While particularly valuable during product design, the tool can also be applied to existing products. This allows organisations to benchmark circularity across product portfolios, identify improvement opportunities and track progress over time.
Developed for non-LCA specialists such as designers, engineers and procurement teams, MCI Pro makes it easier to integrate circularity into product development and sourcing decisions without requiring complex life cycle modelling. The tool can also generate circularity declarations, including a verification-ready declaration and a machine-readable Product Circularity Data Sheet (PCDS) aligned with ISO 59040. This enables structured circularity data for digital product passports or standalone declarations, even where a full life cycle assessment or Environmental Product Declaration (EPD) is not required.
For organisations already conducting life cycle assessments, the MCI methodology is also integrated into major LCA platforms, allowing circularity to be assessed alongside environmental impact indicators using the same underlying data.
The bottom line
The circular economy is moving beyond slogans and into measurable frameworks. Regulators, rating systems and procurement processes increasingly require verified and comparable evidence of circularity.

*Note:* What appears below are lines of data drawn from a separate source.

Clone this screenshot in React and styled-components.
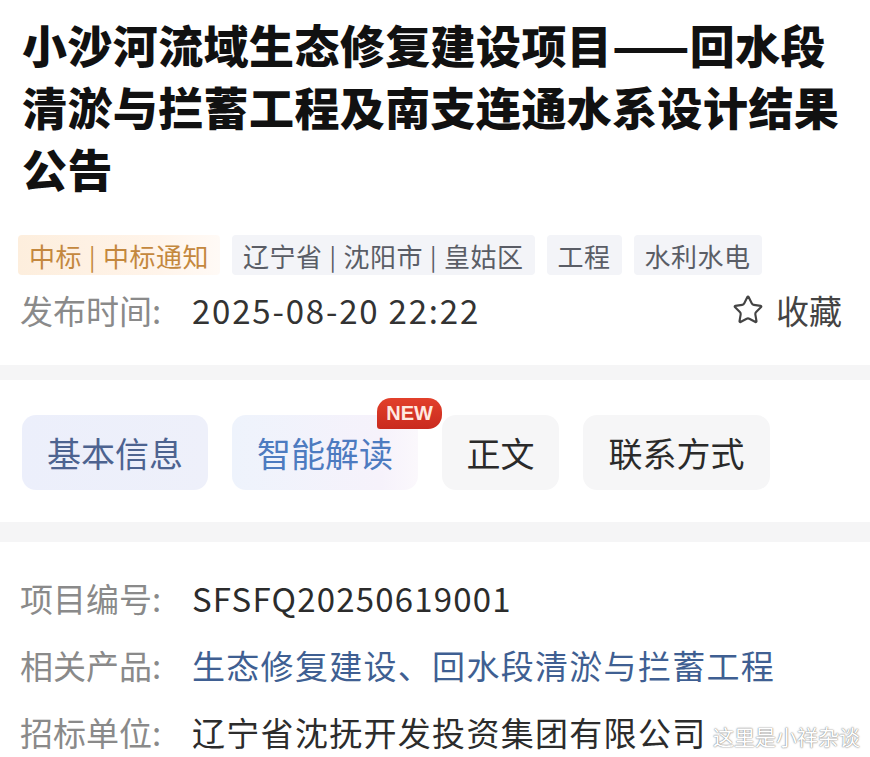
import React from "react";
import styled, { createGlobalStyle } from "styled-components";
import { Star } from "lucide-react";

const GlobalStyle = createGlobalStyle`
  body {
    margin: 0;
    background: #ffffff;
    font-family: "Noto Sans CJK SC", "Noto Sans", sans-serif;
    color: #222;
  }
`;

const Page = styled.div`
  position: relative;
  width: 870px;
  height: 757px;
  overflow: hidden;
  background: #fff;
`;

const Header = styled.section`
  padding: 14px 22px 0 20px;
  height: 365px;
  box-sizing: border-box;
`;

const Title = styled.h1`
  margin: 0 0 0 2px;
  font-size: 45px;
  line-height: 62px;
  font-weight: 900;
  color: #111;
  letter-spacing: 0.4px;
`;

const TagRow = styled.div`
  display: flex;
  gap: 12px;
  margin-top: 35px;
  margin-left: -2px;
`;

const Tag = styled.span`
  display: inline-flex;
  align-items: center;
  height: 40px;
  padding: 0 11px;
  font-size: 26px;
  letter-spacing: 0.5px;
  border-radius: 4px;
  color: ${(p) => (p.$accent ? "#c4883e" : "#5a5d66")};
  background: ${(p) =>
    p.$accent
      ? "linear-gradient(90deg, #fdeedd 0%, #fff4ea 70%, #fffaf6 100%)"
      : "#f3f4f8"};
`;

const Bar = styled.span`
  margin: 0 7px;
  font-size: 24px;
`;

const MetaRow = styled.div`
  display: flex;
  align-items: center;
  height: 40px;
  margin-top: 15px;
`;

const MetaLabel = styled.span`
  font-size: 33px;
  color: #8a8a8a;
  width: 172px;
`;

const MetaValue = styled.span`
  font-size: 33px;
  color: #333;
  letter-spacing: 1.8px;
  flex: 1;
`;

const Favorite = styled.span`
  display: inline-flex;
  align-items: center;
  gap: 12px;
  font-size: 33px;
  color: #444;
  margin-right: 6px;
`;

const Band = styled.div`
  height: ${(p) => p.$h}px;
  background: #f5f5f6;
`;

const TabBar = styled.nav`
  display: flex;
  gap: 24px;
  padding: 35px 22px 32px;
`;

const Tab = styled.div`
  position: relative;
  display: flex;
  align-items: center;
  justify-content: center;
  height: 75px;
  padding: 0 20px;
  min-width: ${(p) => p.$w || 0}px;
  box-sizing: border-box;
  border-radius: 14px;
  font-size: 34px;
  color: ${(p) => p.$color || "#2a2a2a"};
  background: ${(p) => p.$bg || "#f6f6f7"};
`;

const NewBadge = styled.span`
  position: absolute;
  top: -17px;
  right: -24px;
  padding: 0 9px;
  height: 31px;
  line-height: 31px;
  font-family: "Liberation Sans", Arial, sans-serif;
  font-size: 20px;
  font-weight: 700;
  color: #ffe9e0;
  background: linear-gradient(180deg, #e2402b, #c92a1e);
  border-radius: 14px 14px 14px 3px;
`;

const Info = styled.section`
  display: flex;
  flex-direction: column;
  gap: 34px;
  padding: 40px 20px 0;
`;

const InfoRow = styled.div`
  display: flex;
  align-items: center;
  font-size: 33px;
  line-height: 33px;
`;

const InfoLabel = styled.span`
  color: #8a8a8a;
  width: 172px;
  flex-shrink: 0;
`;

const InfoValue = styled.span`
  color: ${(p) => p.$color || "#2c2c2c"};
  letter-spacing: ${(p) => p.$ls || 1.3}px;
`;

const Watermark = styled.span`
  position: absolute;
  right: 10px;
  bottom: 8px;
  font-size: 21px;
  line-height: 1.2;
  color: #fff;
  text-shadow: 0 0 1px #777, 0 0 2px #999;
`;

export default function App() {
  return (
    <Page>
      <GlobalStyle />
      <Header>
        <Title>
          小沙河流域生态修复建设项目——回水段清淤与拦蓄工程及南支连通水系设计结果公告
        </Title>
        <TagRow>
          <Tag $accent>
            中标<Bar>|</Bar>中标通知
          </Tag>
          <Tag>
            辽宁省<Bar>|</Bar>沈阳市<Bar>|</Bar>皇姑区
          </Tag>
          <Tag>工程</Tag>
          <Tag>水利水电</Tag>
        </TagRow>
        <MetaRow>
          <MetaLabel>发布时间:</MetaLabel>
          <MetaValue>2025-08-20 22:22</MetaValue>
          <Favorite>
            <Star size={32} strokeWidth={1.6} color="#444" />
            收藏
          </Favorite>
        </MetaRow>
      </Header>
      <Band $h={15} />
      <TabBar>
        <Tab $w={186} $color="#4d6390" $bg="linear-gradient(90deg, #eceffb, #eef0fa)">
          基本信息
        </Tab>
        <Tab
          $w={186}
          $color="#4d7bc0"
          $bg="linear-gradient(90deg, #eef3fc, #f6f2fb 80%, #fbf8fc)"
        >
          智能解读
          <NewBadge>NEW</NewBadge>
        </Tab>
        <Tab $w={117}>正文</Tab>
        <Tab $w={187}>联系方式</Tab>
      </TabBar>
      <Band $h={20} />
      <Info>
        <InfoRow>
          <InfoLabel>项目编号:</InfoLabel>
          <InfoValue $ls={1.2}>SFSFQ20250619001</InfoValue>
        </InfoRow>
        <InfoRow>
          <InfoLabel>相关产品:</InfoLabel>
          <InfoValue $color="#3f5f92">生态修复建设、回水段清淤与拦蓄工程</InfoValue>
        </InfoRow>
        <InfoRow>
          <InfoLabel>招标单位:</InfoLabel>
          <InfoValue>辽宁省沈抚开发投资集团有限公司</InfoValue>
        </InfoRow>
      </Info>
      <Watermark>这里是小祥杂谈</Watermark>
    </Page>
  );
}
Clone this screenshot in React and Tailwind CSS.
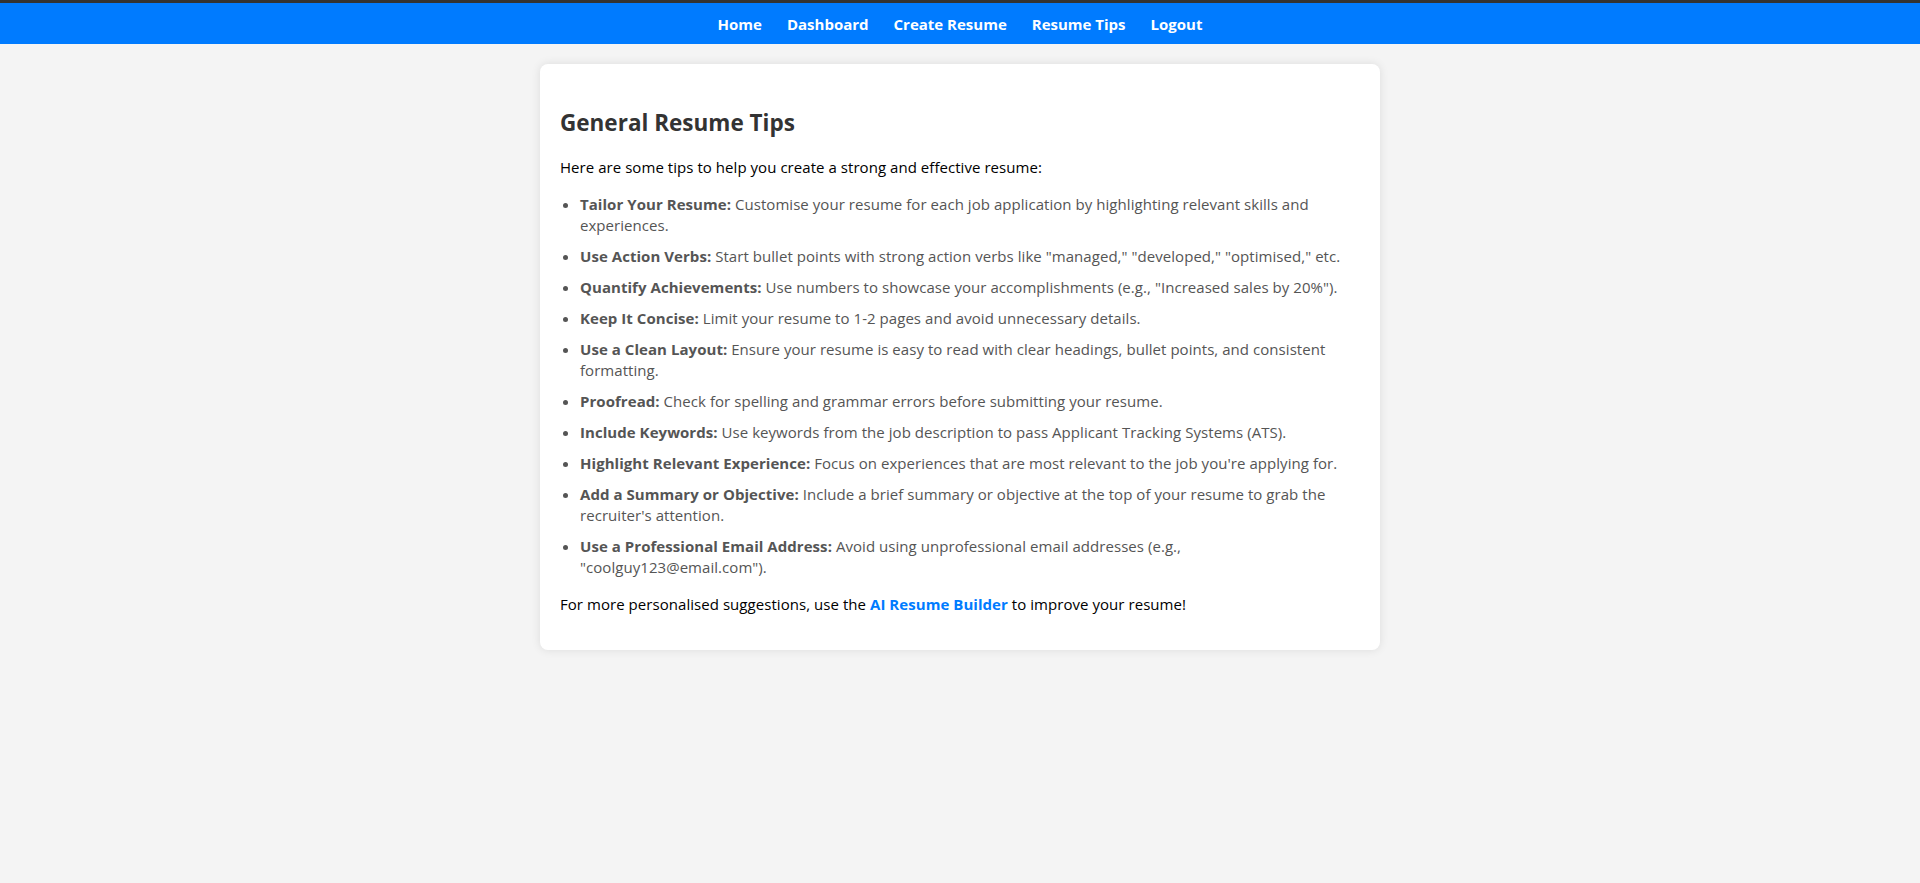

The MCI provides a transparent score that captures a product’s circularity, from raw material sourcing through to end-of-life recovery. For organisations specifying products or managing assets, it creates a common language that makes circularity comparable across the supply chain.
It also creates opportunities at the project level. Because the MCI can be updated to reflect how a product is used, maintained or recovered, project teams can adjust the score to reflect their own circular strategies. The circularity of a project is therefore not simply the sum of the products specified.
Organisations that can generate credible circularity data will be better positioned to compare products, improve design decisions and demonstrate measurable progress.